Value of Armstrong signatures spikes posthumously


"This gentleman was a genuine part of American history," author and collector Anthony Pizzitola said.

Pizzitola says he knows quite a bit about Armstrong. The Houstonian and history buff has been collecting the first man on the moon's autograph for 30 years now.

"It's so unique, simply because it is the holy grail of autographs among collectors. He was the first modern day Christopher Columbus," Pizzitola said.

Pizzitola wrote the book, "Neil Armstrong, the Quest for his Autograph," and he has one of the largest collections of rare Armstrong signatures, including pricy signed prints of the astronaut in his white space suit and in training photos. They're valuable since Armstrong stopped signing autographs in 1994.

"Now his death has catapulted that off the launch pad to 20-30 percent higher prices," Pizzitola said.

But now the potential demand for Armstrong's rare autograph has collectors like Pizzitola sending strong warnings about fakes. So how can you tell if your autograph is real?

"It is very tough to distinguish between an original Armstrong and a fake Armstrong," Pizzitola said.

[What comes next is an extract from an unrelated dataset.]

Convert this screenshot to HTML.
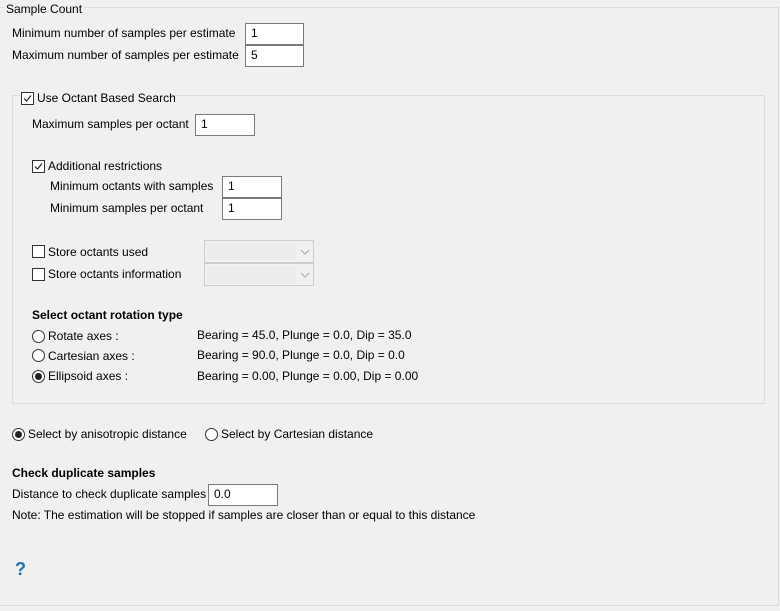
<!DOCTYPE html>
<html><head><style>
body{margin:0;width:780px;height:611px;background:#f0f0f0;font-family:"Liberation Sans",sans-serif;font-size:12px;color:#000;position:relative;overflow:hidden}
.a{position:absolute;white-space:nowrap;line-height:14px}
.box{position:absolute;border:1px solid #dcdcdc}
.in{position:absolute;background:#fff;border:1px solid #7a7a7a;box-sizing:border-box;padding-left:5px;line-height:19px}
.cb{position:absolute;width:13px;height:13px;box-sizing:border-box;border:1px solid #333;background:#fff}
.rd{position:absolute;width:13px;height:13px;box-sizing:border-box;border:1px solid #333;border-radius:50%;background:#fff}
.rd.on::after{content:"";position:absolute;left:2px;top:2px;width:7px;height:7px;border-radius:50%;background:#222}
.cmb{position:absolute;border:1px solid #ccc;background:#f0f0f0;box-sizing:border-box}
.cmb i{position:absolute;left:2px;top:2px;right:17px;bottom:2px;background:#ececec}
.b{font-weight:bold}
</style></head><body>
<div class="box" style="left:-1px;top:7px;width:778px;height:597px"></div>
<div class="a" style="left:4px;top:2px;background:#f0f0f0;padding:0 2px">Sample Count</div>
<div class="a" style="left:12px;top:26px">Minimum number of samples per estimate</div>
<div class="in" style="left:245px;top:23px;width:59px;height:22px">1</div>
<div class="a" style="left:12px;top:48px">Maximum number of samples per estimate</div>
<div class="in" style="left:245px;top:45px;width:59px;height:22px">5</div>

<div class="box" style="left:12px;top:95px;width:751px;height:307px"></div>
<div class="a" style="left:19px;top:90px;width:150px;height:16px;background:#f0f0f0"></div>
<div class="cb" style="left:21px;top:92px"><svg width="11" height="11" style="position:absolute;left:0;top:0"><path d="M2 5.5 L4.5 8 L9 2.5" stroke="#222" stroke-width="1.2" fill="none"/></svg></div>
<div class="a" style="left:37px;top:91px">Use Octant Based Search</div>
<div class="a" style="left:32px;top:117px">Maximum samples per octant</div>
<div class="in" style="left:195px;top:114px;width:60px;height:22px">1</div>
<div class="cb" style="left:32px;top:160px"><svg width="11" height="11" style="position:absolute;left:0;top:0"><path d="M2 5.5 L4.5 8 L9 2.5" stroke="#222" stroke-width="1.2" fill="none"/></svg></div>
<div class="a" style="left:48px;top:159px">Additional restrictions</div>
<div class="a" style="left:50px;top:179px">Minimum octants with samples</div>
<div class="in" style="left:222px;top:176px;width:60px;height:22px">1</div>
<div class="a" style="left:50px;top:201px">Minimum samples per octant</div>
<div class="in" style="left:222px;top:198px;width:60px;height:22px">1</div>

<div class="cb" style="left:32px;top:245px"></div>
<div class="a" style="left:48px;top:245px">Store octants used</div>
<div class="cmb" style="left:204px;top:240px;width:110px;height:23px"><i></i><svg width="10" height="6" style="position:absolute;right:3px;top:8px"><path d="M1 1 L5 5 L9 1" stroke="#aaa" fill="none"/></svg></div>
<div class="cb" style="left:32px;top:268px"></div>
<div class="a" style="left:48px;top:267px">Store octants information</div>
<div class="cmb" style="left:204px;top:263px;width:110px;height:23px"><i></i><svg width="10" height="6" style="position:absolute;right:3px;top:8px"><path d="M1 1 L5 5 L9 1" stroke="#aaa" fill="none"/></svg></div>

<div class="a b" style="left:32px;top:308px">Select octant rotation type</div>
<div class="rd" style="left:32px;top:330px"></div>
<div class="a" style="left:48px;top:329px">Rotate axes :</div>
<div class="a" style="left:197px;top:328px">Bearing = 45.0, Plunge = 0.0, Dip = 35.0</div>
<div class="rd" style="left:32px;top:349px"></div>
<div class="a" style="left:48px;top:349px">Cartesian axes :</div>
<div class="a" style="left:197px;top:348px">Bearing = 90.0, Plunge = 0.0, Dip = 0.0</div>
<div class="rd on" style="left:32px;top:370px"></div>
<div class="a" style="left:48px;top:369px">Ellipsoid axes :</div>
<div class="a" style="left:197px;top:369px">Bearing = 0.00, Plunge = 0.00, Dip = 0.00</div>

<div class="rd on" style="left:12px;top:428px"></div>
<div class="a" style="left:28px;top:427px">Select by anisotropic distance</div>
<div class="rd" style="left:205px;top:428px"></div>
<div class="a" style="left:221px;top:427px">Select by Cartesian distance</div>

<div class="a b" style="left:12px;top:466px">Check duplicate samples</div>
<div class="a" style="left:12px;top:487px">Distance to check duplicate samples</div>
<div class="in" style="left:208px;top:484px;width:70px;height:22px">0.0</div>
<div class="a" style="left:12px;top:508px">Note: The estimation will be stopped if samples are closer than or equal to this distance</div>
<div class="a b" style="left:15px;top:560px;font-size:18px;line-height:18px;color:#1a74b0">?</div>
</body></html>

Pizzitola says one way to spot a fake is by looking at the American flag patch on Armstrong's white space suit photo. He says Armstrong always wrote above or below the flag, not floating around.

Pizzitola says you should also be careful for reproductions produced with autopens. You can't tell at first glance, but Pizzitola says the autopens leave squiggly lines in the signature.

Pizzitola is a member of the Universal Autograph Collector's Club. He says the group has experts who can authenticate signatures on many items, and it is free of charge in most cases.